• [Supplied information]:
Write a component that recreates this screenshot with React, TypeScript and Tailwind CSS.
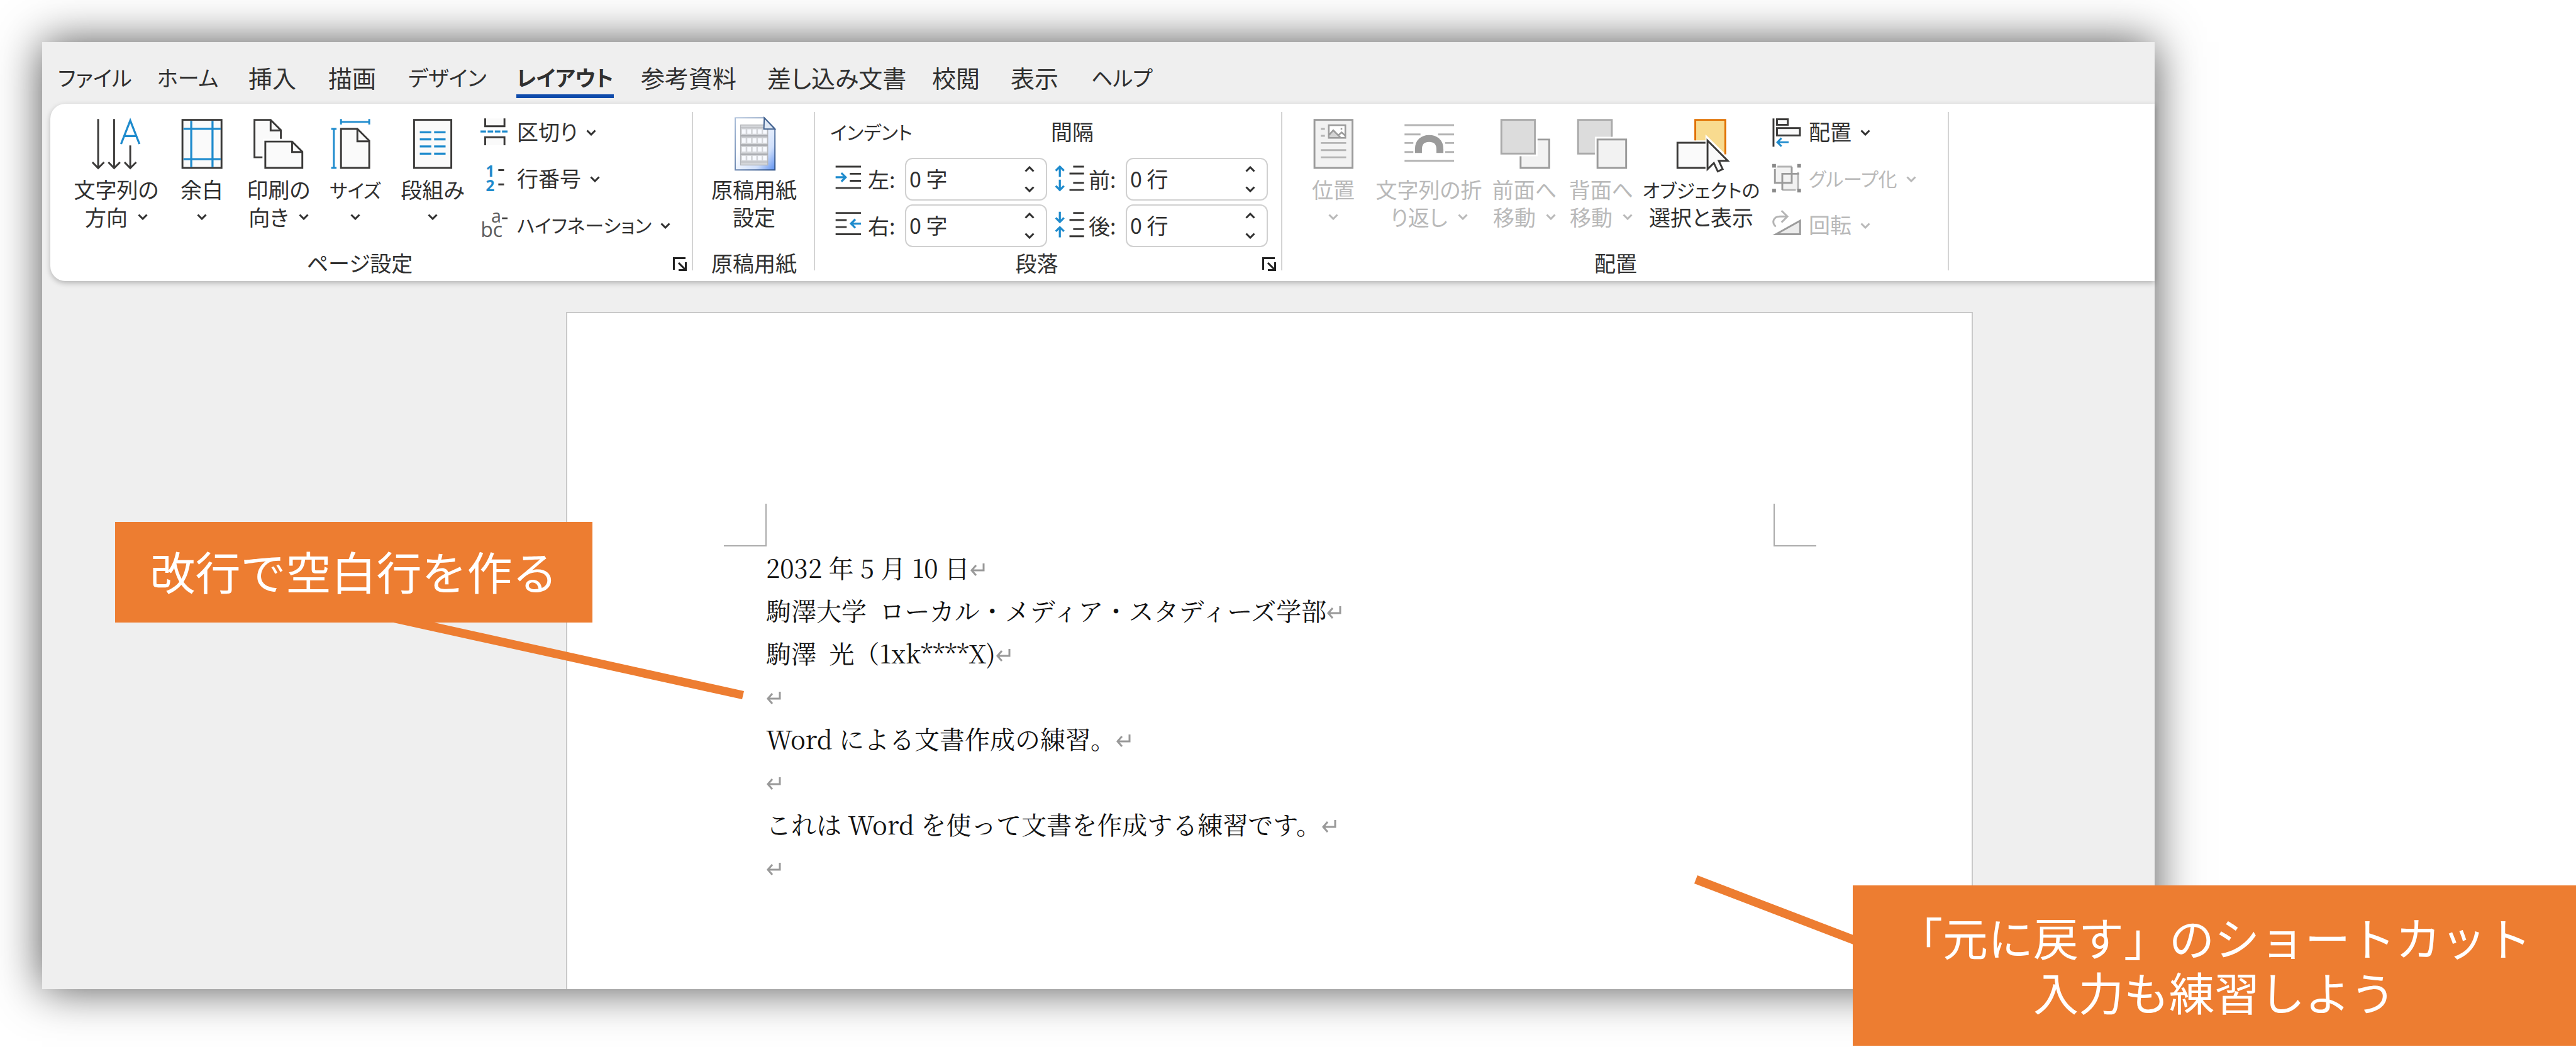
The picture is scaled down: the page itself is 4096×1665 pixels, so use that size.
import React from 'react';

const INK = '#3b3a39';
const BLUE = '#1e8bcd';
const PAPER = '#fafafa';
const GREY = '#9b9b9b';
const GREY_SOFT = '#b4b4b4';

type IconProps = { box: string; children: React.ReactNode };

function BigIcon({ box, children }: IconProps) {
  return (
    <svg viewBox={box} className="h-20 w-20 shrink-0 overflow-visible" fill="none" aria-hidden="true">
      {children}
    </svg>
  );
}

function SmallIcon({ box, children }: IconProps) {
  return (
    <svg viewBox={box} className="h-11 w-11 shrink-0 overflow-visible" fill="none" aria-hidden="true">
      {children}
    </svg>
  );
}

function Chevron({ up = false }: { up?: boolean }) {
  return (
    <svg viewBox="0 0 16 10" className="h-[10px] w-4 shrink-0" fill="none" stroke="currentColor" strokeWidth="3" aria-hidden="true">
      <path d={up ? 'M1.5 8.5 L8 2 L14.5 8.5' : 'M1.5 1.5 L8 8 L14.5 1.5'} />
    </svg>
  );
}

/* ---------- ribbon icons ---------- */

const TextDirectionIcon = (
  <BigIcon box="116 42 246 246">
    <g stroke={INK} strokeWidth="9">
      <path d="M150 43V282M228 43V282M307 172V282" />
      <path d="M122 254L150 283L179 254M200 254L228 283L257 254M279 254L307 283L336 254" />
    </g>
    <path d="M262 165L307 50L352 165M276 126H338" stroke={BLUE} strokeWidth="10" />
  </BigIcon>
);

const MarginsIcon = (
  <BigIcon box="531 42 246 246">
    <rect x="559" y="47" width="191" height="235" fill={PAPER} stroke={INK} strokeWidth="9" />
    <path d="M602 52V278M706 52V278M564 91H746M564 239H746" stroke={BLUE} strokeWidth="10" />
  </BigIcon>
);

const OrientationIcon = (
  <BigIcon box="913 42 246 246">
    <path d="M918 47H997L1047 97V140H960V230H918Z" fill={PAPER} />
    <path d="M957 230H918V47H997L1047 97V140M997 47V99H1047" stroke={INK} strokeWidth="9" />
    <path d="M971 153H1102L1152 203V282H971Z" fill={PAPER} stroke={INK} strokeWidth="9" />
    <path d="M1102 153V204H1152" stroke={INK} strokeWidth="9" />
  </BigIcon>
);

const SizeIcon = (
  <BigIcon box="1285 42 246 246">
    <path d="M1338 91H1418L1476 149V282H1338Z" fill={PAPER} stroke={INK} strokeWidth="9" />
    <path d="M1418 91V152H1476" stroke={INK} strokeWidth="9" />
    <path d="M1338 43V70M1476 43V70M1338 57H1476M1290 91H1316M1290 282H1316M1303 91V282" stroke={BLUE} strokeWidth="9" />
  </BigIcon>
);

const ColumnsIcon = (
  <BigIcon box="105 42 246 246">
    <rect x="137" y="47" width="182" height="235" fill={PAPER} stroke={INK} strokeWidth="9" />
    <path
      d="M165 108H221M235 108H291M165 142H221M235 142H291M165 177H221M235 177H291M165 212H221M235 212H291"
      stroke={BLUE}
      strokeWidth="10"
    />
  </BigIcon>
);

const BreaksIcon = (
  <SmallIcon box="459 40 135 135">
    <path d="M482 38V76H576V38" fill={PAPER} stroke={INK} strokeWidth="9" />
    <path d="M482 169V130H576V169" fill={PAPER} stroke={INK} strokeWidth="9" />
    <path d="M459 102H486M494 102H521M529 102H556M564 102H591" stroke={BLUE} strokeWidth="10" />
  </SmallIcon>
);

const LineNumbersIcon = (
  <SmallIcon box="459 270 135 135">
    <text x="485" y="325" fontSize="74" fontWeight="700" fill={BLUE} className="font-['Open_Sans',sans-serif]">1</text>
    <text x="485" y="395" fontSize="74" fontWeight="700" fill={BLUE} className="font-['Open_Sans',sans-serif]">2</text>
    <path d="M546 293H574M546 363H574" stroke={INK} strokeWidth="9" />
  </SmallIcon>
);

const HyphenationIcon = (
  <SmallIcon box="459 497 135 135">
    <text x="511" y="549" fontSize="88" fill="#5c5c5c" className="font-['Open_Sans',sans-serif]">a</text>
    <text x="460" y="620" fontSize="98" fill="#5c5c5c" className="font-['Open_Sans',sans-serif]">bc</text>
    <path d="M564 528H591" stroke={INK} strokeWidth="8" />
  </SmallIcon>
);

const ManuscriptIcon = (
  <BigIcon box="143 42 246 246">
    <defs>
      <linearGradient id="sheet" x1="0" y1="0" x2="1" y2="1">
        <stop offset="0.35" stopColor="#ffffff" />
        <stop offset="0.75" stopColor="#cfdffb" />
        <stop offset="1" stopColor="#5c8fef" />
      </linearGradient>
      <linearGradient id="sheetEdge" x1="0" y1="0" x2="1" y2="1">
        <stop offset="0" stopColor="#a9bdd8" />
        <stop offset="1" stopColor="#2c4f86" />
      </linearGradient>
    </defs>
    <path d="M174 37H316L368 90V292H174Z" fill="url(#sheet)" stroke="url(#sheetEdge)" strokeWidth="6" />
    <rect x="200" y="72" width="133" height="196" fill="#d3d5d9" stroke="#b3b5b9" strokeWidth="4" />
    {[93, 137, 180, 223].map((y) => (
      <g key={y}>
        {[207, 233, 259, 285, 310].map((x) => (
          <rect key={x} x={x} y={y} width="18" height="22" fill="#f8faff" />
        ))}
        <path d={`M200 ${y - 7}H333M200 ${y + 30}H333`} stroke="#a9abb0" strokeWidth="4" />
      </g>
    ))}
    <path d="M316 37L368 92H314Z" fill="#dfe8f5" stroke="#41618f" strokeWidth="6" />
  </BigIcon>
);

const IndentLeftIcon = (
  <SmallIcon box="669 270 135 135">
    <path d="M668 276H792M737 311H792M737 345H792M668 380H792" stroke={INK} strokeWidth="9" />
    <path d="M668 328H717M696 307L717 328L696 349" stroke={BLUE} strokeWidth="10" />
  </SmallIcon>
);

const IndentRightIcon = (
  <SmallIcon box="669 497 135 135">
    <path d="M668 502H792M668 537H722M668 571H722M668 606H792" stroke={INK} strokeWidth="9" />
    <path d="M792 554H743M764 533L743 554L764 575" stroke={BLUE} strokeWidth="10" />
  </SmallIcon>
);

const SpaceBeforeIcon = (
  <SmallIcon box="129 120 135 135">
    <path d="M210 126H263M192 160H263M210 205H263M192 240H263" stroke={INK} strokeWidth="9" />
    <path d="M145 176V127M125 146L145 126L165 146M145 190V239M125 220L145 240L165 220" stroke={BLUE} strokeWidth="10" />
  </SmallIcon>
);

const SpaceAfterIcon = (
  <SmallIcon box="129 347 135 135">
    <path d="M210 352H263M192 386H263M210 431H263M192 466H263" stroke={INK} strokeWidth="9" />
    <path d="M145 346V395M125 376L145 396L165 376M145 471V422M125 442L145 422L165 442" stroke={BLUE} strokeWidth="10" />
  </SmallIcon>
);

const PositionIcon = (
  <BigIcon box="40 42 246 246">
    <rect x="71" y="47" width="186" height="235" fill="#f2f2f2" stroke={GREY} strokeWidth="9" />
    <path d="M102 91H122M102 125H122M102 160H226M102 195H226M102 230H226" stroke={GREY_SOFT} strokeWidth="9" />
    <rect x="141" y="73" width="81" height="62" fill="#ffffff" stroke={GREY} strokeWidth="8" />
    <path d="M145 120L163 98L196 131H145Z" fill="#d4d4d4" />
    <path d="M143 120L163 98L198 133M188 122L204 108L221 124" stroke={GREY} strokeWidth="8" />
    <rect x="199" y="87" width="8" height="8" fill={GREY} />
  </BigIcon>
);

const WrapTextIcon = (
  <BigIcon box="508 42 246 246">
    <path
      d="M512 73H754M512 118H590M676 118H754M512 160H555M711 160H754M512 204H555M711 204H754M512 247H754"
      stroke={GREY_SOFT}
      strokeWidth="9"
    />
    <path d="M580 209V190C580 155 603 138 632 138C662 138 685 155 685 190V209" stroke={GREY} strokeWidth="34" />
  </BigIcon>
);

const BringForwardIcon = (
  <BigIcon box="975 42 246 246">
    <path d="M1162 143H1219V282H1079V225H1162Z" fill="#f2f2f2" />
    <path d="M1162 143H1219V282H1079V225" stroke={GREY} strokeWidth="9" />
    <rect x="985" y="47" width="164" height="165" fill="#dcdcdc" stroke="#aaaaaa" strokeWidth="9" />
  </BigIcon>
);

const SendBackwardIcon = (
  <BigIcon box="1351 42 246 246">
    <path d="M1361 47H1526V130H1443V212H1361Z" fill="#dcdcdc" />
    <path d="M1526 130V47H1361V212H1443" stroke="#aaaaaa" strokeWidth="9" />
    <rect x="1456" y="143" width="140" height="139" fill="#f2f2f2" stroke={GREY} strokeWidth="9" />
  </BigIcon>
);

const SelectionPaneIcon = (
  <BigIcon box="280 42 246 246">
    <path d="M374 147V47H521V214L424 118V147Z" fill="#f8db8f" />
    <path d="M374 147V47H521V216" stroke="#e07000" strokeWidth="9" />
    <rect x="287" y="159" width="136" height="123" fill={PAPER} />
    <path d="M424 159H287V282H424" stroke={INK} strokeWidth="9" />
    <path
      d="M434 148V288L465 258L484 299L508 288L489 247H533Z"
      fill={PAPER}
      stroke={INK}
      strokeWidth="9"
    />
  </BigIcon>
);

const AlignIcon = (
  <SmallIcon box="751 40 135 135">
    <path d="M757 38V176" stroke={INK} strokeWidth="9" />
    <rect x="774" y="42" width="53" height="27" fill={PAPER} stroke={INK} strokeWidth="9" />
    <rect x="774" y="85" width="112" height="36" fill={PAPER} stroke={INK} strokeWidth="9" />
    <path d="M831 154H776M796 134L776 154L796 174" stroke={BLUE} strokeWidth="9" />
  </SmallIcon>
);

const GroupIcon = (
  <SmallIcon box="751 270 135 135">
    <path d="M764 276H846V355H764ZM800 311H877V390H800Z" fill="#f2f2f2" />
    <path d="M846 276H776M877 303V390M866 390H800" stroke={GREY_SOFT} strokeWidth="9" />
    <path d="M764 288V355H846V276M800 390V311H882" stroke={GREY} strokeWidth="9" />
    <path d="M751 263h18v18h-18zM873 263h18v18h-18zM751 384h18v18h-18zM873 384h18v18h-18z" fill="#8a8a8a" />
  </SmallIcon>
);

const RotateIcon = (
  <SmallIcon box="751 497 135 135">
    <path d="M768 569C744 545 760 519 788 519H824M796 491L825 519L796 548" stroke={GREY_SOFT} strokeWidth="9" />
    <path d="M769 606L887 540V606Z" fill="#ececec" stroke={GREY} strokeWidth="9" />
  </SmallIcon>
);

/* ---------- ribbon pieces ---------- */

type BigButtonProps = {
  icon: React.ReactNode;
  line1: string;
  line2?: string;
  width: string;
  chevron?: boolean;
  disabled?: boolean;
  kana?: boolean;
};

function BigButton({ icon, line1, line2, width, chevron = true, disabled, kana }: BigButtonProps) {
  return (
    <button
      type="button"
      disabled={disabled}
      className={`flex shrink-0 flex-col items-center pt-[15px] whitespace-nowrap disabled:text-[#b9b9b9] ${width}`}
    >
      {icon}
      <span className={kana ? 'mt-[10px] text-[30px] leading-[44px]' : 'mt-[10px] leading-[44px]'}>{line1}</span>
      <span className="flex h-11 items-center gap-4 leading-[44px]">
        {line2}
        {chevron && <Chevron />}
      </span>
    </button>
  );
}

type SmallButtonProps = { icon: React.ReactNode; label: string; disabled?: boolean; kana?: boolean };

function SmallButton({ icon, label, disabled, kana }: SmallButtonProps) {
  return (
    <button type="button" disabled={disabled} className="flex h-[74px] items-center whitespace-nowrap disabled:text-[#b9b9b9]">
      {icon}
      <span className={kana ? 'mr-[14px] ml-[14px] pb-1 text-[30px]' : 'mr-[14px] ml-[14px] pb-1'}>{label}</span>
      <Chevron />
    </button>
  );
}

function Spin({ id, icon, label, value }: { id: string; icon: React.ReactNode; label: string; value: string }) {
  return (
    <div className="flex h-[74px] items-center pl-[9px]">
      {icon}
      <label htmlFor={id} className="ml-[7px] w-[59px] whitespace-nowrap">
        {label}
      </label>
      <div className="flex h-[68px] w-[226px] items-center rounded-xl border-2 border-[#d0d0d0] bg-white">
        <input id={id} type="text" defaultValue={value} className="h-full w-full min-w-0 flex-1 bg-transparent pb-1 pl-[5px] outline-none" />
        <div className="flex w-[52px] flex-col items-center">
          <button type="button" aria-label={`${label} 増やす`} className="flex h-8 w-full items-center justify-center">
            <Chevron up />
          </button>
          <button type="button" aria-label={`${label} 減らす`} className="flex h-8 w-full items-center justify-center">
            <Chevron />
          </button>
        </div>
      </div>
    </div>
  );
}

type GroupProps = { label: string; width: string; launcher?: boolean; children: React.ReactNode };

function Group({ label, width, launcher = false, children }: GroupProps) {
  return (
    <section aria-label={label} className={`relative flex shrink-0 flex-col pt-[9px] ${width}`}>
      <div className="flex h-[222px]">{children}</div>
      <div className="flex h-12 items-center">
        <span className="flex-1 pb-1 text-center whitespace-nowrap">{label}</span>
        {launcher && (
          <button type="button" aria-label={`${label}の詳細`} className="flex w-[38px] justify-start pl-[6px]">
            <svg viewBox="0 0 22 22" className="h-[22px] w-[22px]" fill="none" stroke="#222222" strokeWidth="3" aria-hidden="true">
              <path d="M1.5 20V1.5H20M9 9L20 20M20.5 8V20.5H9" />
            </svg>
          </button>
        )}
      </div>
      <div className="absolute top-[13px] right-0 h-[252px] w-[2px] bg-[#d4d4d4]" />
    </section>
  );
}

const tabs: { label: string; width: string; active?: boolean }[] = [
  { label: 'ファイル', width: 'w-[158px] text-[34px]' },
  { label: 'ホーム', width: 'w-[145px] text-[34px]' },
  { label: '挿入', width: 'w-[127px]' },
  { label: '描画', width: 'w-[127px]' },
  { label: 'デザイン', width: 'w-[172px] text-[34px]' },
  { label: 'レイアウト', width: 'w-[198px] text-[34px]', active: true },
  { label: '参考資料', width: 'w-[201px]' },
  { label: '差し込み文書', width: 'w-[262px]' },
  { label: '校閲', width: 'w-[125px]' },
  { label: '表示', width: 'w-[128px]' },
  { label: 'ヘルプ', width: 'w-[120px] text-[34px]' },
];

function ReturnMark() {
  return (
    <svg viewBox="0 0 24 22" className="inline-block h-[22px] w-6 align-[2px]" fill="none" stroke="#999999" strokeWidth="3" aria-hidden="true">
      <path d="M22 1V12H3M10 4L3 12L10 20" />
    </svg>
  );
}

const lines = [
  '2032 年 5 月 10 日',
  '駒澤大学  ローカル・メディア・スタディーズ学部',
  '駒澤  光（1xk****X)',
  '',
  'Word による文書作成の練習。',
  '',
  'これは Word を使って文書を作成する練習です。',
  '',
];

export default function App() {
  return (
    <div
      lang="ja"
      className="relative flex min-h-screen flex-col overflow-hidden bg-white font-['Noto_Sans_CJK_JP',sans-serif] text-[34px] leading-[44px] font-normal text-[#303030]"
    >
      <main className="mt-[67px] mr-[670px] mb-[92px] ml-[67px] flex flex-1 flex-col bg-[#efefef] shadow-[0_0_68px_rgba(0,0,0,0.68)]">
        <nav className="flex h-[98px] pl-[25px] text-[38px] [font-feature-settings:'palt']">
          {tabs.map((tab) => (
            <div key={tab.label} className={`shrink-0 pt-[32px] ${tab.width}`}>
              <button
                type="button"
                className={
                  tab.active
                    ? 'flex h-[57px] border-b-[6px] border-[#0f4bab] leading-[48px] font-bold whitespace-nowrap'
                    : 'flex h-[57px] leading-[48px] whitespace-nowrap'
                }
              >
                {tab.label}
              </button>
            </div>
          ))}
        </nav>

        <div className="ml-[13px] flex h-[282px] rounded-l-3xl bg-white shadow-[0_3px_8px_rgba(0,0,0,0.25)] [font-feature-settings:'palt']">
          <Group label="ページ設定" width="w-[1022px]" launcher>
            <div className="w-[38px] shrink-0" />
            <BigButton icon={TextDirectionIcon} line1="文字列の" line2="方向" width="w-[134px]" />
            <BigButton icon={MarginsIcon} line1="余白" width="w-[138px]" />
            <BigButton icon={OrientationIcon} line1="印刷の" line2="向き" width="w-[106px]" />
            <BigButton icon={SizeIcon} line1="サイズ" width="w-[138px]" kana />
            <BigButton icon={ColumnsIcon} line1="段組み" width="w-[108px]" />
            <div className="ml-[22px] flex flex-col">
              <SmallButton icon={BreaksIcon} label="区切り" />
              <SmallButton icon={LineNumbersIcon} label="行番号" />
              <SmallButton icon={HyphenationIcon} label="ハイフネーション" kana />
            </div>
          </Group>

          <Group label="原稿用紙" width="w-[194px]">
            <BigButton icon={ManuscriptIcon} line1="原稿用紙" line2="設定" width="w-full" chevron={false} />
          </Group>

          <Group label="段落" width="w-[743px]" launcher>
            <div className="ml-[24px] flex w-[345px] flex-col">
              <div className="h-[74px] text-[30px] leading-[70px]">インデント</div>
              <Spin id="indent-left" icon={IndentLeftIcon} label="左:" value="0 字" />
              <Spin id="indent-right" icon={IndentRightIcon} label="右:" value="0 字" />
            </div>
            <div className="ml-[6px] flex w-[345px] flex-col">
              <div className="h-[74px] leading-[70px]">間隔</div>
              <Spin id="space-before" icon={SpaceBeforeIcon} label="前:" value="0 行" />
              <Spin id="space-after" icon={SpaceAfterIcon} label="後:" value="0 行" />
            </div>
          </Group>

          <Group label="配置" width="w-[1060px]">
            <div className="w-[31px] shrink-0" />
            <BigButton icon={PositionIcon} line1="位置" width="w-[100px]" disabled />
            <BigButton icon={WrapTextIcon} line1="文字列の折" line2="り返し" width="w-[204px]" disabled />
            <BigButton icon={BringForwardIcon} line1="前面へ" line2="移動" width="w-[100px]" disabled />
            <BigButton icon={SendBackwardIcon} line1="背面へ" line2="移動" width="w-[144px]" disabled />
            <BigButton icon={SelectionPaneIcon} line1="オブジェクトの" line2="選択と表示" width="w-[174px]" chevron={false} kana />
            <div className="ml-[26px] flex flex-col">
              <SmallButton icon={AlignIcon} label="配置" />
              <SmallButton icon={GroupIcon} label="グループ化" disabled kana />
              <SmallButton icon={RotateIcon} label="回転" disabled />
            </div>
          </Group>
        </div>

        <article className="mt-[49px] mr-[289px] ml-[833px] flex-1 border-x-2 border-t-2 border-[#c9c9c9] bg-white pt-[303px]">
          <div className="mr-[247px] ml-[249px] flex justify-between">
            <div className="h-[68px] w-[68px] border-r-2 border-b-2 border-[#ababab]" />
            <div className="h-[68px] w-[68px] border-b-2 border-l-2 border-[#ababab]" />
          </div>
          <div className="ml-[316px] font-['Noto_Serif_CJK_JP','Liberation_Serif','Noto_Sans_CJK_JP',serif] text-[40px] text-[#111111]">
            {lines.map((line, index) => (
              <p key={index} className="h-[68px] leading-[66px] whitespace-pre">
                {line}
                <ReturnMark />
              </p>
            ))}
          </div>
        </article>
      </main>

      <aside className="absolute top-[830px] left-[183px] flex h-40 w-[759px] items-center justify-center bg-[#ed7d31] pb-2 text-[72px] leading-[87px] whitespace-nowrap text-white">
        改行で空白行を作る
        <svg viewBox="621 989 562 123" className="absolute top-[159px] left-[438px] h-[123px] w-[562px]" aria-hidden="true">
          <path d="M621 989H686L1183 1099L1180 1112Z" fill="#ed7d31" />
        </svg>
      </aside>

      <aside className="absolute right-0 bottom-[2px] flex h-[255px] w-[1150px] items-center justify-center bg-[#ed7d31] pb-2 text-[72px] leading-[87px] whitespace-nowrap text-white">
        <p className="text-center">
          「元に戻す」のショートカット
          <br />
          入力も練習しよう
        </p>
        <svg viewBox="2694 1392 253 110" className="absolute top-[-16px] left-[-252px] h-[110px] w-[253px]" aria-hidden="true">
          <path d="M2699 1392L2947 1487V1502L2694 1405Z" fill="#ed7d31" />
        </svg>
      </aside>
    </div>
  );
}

• [Work to do]:
Beginning with the line containing "The picture is" and ending with the line containing "string; children: React.ReactNode", extract those lines exactly from the listing above, and only those.

• [Output]:
The picture is scaled down: the page itself is 4096×1665 pixels, so use that size.
import React from 'react';

const INK = '#3b3a39';
const BLUE = '#1e8bcd';
const PAPER = '#fafafa';
const GREY = '#9b9b9b';
const GREY_SOFT = '#b4b4b4';

type IconProps = { box: string; children: React.ReactNode };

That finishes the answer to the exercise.